▶ [Requirements] Could you write out the records below exactly as they appear, leaving out any pictures?
━━━
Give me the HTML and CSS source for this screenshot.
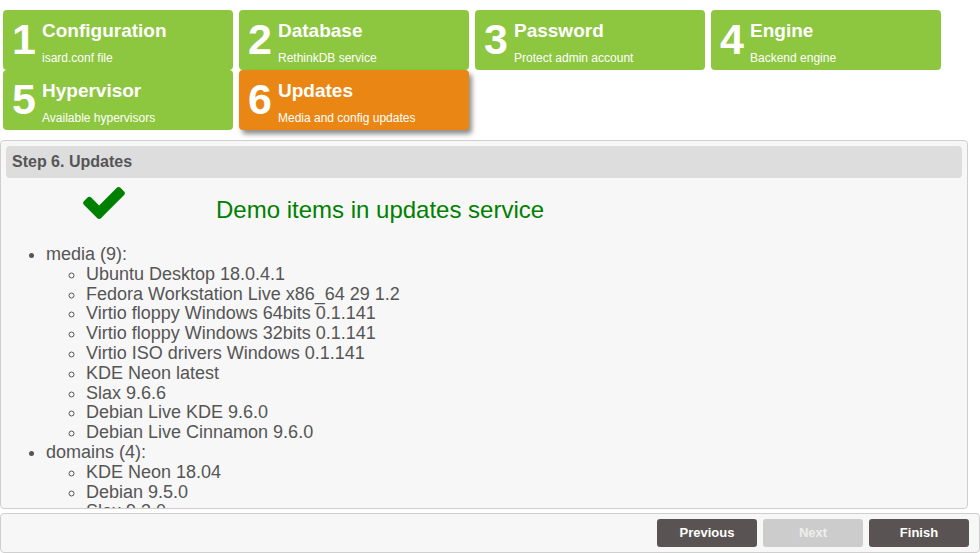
FILE: index.html
```html
<!DOCTYPE html>
<html>
<head>
<meta charset="utf-8">
<link rel="stylesheet" href="styles.css">
</head>
<body>
<div class="steps">
  <div class="step"><span class="num">1</span><div class="txt"><div class="title">Configuration</div><div class="sub">isard.conf file</div></div></div>
  <div class="step"><span class="num">2</span><div class="txt"><div class="title">Database</div><div class="sub">RethinkDB service</div></div></div>
  <div class="step"><span class="num">3</span><div class="txt"><div class="title">Password</div><div class="sub">Protect admin account</div></div></div>
  <div class="step"><span class="num">4</span><div class="txt"><div class="title">Engine</div><div class="sub">Backend engine</div></div></div>
  <div class="step"><span class="num">5</span><div class="txt"><div class="title">Hypervisor</div><div class="sub">Available hypervisors</div></div></div>
  <div class="step active"><span class="num">6</span><div class="txt"><div class="title">Updates</div><div class="sub">Media and config updates</div></div></div>
</div>

<div class="panel">
  <div class="panel-head">Step 6. Updates</div>
  <div class="result">
    <svg class="check" viewBox="121 334 1550 1188" width="42" height="32"><path fill="#008000" d="M1671 566q0 40-28 68l-724 724-136 136q-28 28-68 28t-68-28l-136-136-362-362q-28-28-28-68t28-68l136-136q28-28 68-28t68 28l294 295 656-657q28-28 68-28t68 28l136 136q28 28 28 68z"/></svg>
    <div class="msg">Demo items in updates service</div>
  </div>
  <ul class="items">
    <li>media (9):
      <ul>
        <li>Ubuntu Desktop 18.0.4.1</li>
        <li>Fedora Workstation Live x86_64 29 1.2</li>
        <li>Virtio floppy Windows 64bits 0.1.141</li>
        <li>Virtio floppy Windows 32bits 0.1.141</li>
        <li>Virtio ISO drivers Windows 0.1.141</li>
        <li>KDE Neon latest</li>
        <li>Slax 9.6.6</li>
        <li>Debian Live KDE 9.6.0</li>
        <li>Debian Live Cinnamon 9.6.0</li>
      </ul>
    </li>
    <li>domains (4):
      <ul>
        <li>KDE Neon 18.04</li>
        <li>Debian 9.5.0</li>
        <li>Slax 9.3.0</li>
        <li>Ubuntu 18.04</li>
      </ul>
    </li>
  </ul>
</div>

<div class="footer">
  <button class="btn">Previous</button>
  <button class="btn disabled">Next</button>
  <button class="btn">Finish</button>
</div>
</body>
</html>
```

FILE: styles.css
```css
html, body {
  margin: 0;
  padding: 0;
  background: #ffffff;
  font-family: "Liberation Sans", Arial, sans-serif;
  overflow: hidden;
}

.steps {
  display: grid;
  grid-template-columns: repeat(4, 230px);
  grid-auto-rows: 60px;
  column-gap: 6px;
  row-gap: 0;
  margin: 10px 0 0 3px;
}

.step {
  background: #8dc63f;
  border-radius: 4px;
  color: #ffffff;
  display: flex;
  align-items: flex-start;
  padding: 0 0 0 9px;
  box-sizing: border-box;
}

.step.active {
  background: #ea8714;
  box-shadow: 3px 4px 5px rgba(0, 0, 0, 0.45);
  position: relative;
}

.num {
  font-size: 43px;
  font-weight: bold;
  line-height: 43px;
  margin-top: 8px;
  width: 30px;
}

.txt {
  padding-top: 9px;
}

.title {
  font-size: 19px;
  font-weight: bold;
  line-height: 24px;
}

.sub {
  font-size: 12px;
  line-height: 14px;
  margin-top: 8px;
}

.panel {
  margin-top: 10px;
  width: 968px;
  height: 369px;
  box-sizing: border-box;
  border: 1px solid #cfcfcf;
  border-radius: 4px;
  background: #f7f7f7;
  padding: 5px;
  overflow: hidden;
}

.panel-head {
  background: #dddddd;
  border-radius: 4px;
  height: 32px;
  line-height: 32px;
  padding-left: 6px;
  font-size: 16px;
  font-weight: bold;
  color: #555555;
}

.result {
  display: flex;
  align-items: flex-start;
  padding-left: 77px;
  margin-top: 9px;
}

.check {
  display: block;
}

.msg {
  margin-left: 91px;
  margin-top: 9px;
  font-size: 24px;
  line-height: 28px;
  color: #008000;
}

.items {
  margin: 21px 0 0 0;
  padding-left: 40px;
  font-size: 18px;
  line-height: 19.8px;
  color: #555555;
}

.items ul {
  margin: 0;
  padding-left: 40px;
  list-style-type: circle;
}

.footer {
  margin-top: 4px;
  width: 980px;
  height: 40px;
  box-sizing: border-box;
  border: 1px solid #cfcfcf;
  border-radius: 4px;
  background: #f7f7f7;
  display: flex;
  justify-content: flex-end;
  align-items: center;
  gap: 6px;
  padding: 0 10px 1px 0;
}

.btn {
  width: 100px;
  height: 28px;
  border: none;
  border-radius: 3px;
  background: #595453;
  color: #ffffff;
  font-family: "Liberation Sans", Arial, sans-serif;
  font-size: 13px;
  font-weight: bold;
  padding: 0;
}

.btn.disabled {
  background: #cccccc;
  color: #eeeeee;
}
```
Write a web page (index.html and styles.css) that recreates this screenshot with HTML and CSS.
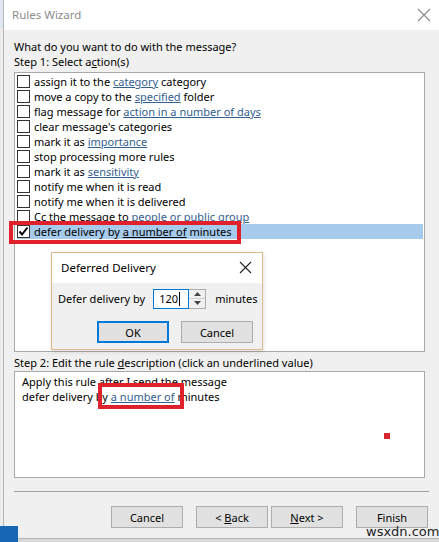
━━━
▶ [Solution for this exercise]
Give me the HTML and CSS source for this screenshot.
FILE: index.html
```html
<!DOCTYPE html>
<html>
<head>
<meta charset="utf-8">
<link rel="stylesheet" href="styles.css">
</head>
<body>
<div class="steps">
  <div class="step"><span class="num">1</span><div class="txt"><div class="title">Configuration</div><div class="sub">isard.conf file</div></div></div>
  <div class="step"><span class="num">2</span><div class="txt"><div class="title">Database</div><div class="sub">RethinkDB service</div></div></div>
  <div class="step"><span class="num">3</span><div class="txt"><div class="title">Password</div><div class="sub">Protect admin account</div></div></div>
  <div class="step"><span class="num">4</span><div class="txt"><div class="title">Engine</div><div class="sub">Backend engine</div></div></div>
  <div class="step"><span class="num">5</span><div class="txt"><div class="title">Hypervisor</div><div class="sub">Available hypervisors</div></div></div>
  <div class="step active"><span class="num">6</span><div class="txt"><div class="title">Updates</div><div class="sub">Media and config updates</div></div></div>
</div>

<div class="panel">
  <div class="panel-head">Step 6. Updates</div>
  <div class="result">
    <svg class="check" viewBox="121 334 1550 1188" width="42" height="32"><path fill="#008000" d="M1671 566q0 40-28 68l-724 724-136 136q-28 28-68 28t-68-28l-136-136-362-362q-28-28-28-68t28-68l136-136q28-28 68-28t68 28l294 295 656-657q28-28 68-28t68 28l136 136q28 28 28 68z"/></svg>
    <div class="msg">Demo items in updates service</div>
  </div>
  <ul class="items">
    <li>media (9):
      <ul>
        <li>Ubuntu Desktop 18.0.4.1</li>
        <li>Fedora Workstation Live x86_64 29 1.2</li>
        <li>Virtio floppy Windows 64bits 0.1.141</li>
        <li>Virtio floppy Windows 32bits 0.1.141</li>
        <li>Virtio ISO drivers Windows 0.1.141</li>
        <li>KDE Neon latest</li>
        <li>Slax 9.6.6</li>
        <li>Debian Live KDE 9.6.0</li>
        <li>Debian Live Cinnamon 9.6.0</li>
      </ul>
    </li>
    <li>domains (4):
      <ul>
        <li>KDE Neon 18.04</li>
        <li>Debian 9.5.0</li>
        <li>Slax 9.3.0</li>
        <li>Ubuntu 18.04</li>
      </ul>
    </li>
  </ul>
</div>

<div class="footer">
  <button class="btn">Previous</button>
  <button class="btn disabled">Next</button>
  <button class="btn">Finish</button>
</div>
</body>
</html>
```

FILE: styles.css
```css
html, body {
  margin: 0;
  padding: 0;
  background: #ffffff;
  font-family: "Liberation Sans", Arial, sans-serif;
  overflow: hidden;
}

.steps {
  display: grid;
  grid-template-columns: repeat(4, 230px);
  grid-auto-rows: 60px;
  column-gap: 6px;
  row-gap: 0;
  margin: 10px 0 0 3px;
}

.step {
  background: #8dc63f;
  border-radius: 4px;
  color: #ffffff;
  display: flex;
  align-items: flex-start;
  padding: 0 0 0 9px;
  box-sizing: border-box;
}

.step.active {
  background: #ea8714;
  box-shadow: 3px 4px 5px rgba(0, 0, 0, 0.45);
  position: relative;
}

.num {
  font-size: 43px;
  font-weight: bold;
  line-height: 43px;
  margin-top: 8px;
  width: 30px;
}

.txt {
  padding-top: 9px;
}

.title {
  font-size: 19px;
  font-weight: bold;
  line-height: 24px;
}

.sub {
  font-size: 12px;
  line-height: 14px;
  margin-top: 8px;
}

.panel {
  margin-top: 10px;
  width: 968px;
  height: 369px;
  box-sizing: border-box;
  border: 1px solid #cfcfcf;
  border-radius: 4px;
  background: #f7f7f7;
  padding: 5px;
  overflow: hidden;
}

.panel-head {
  background: #dddddd;
  border-radius: 4px;
  height: 32px;
  line-height: 32px;
  padding-left: 6px;
  font-size: 16px;
  font-weight: bold;
  color: #555555;
}

.result {
  display: flex;
  align-items: flex-start;
  padding-left: 77px;
  margin-top: 9px;
}

.check {
  display: block;
}

.msg {
  margin-left: 91px;
  margin-top: 9px;
  font-size: 24px;
  line-height: 28px;
  color: #008000;
}

.items {
  margin: 21px 0 0 0;
  padding-left: 40px;
  font-size: 18px;
  line-height: 19.8px;
  color: #555555;
}

.items ul {
  margin: 0;
  padding-left: 40px;
  list-style-type: circle;
}

.footer {
  margin-top: 4px;
  width: 980px;
  height: 40px;
  box-sizing: border-box;
  border: 1px solid #cfcfcf;
  border-radius: 4px;
  background: #f7f7f7;
  display: flex;
  justify-content: flex-end;
  align-items: center;
  gap: 6px;
  padding: 0 10px 1px 0;
}

.btn {
  width: 100px;
  height: 28px;
  border: none;
  border-radius: 3px;
  background: #595453;
  color: #ffffff;
  font-family: "Liberation Sans", Arial, sans-serif;
  font-size: 13px;
  font-weight: bold;
  padding: 0;
}

.btn.disabled {
  background: #cccccc;
  color: #eeeeee;
}
```
Write a web page (index.html and styles.css) that recreates this screenshot with HTML and CSS.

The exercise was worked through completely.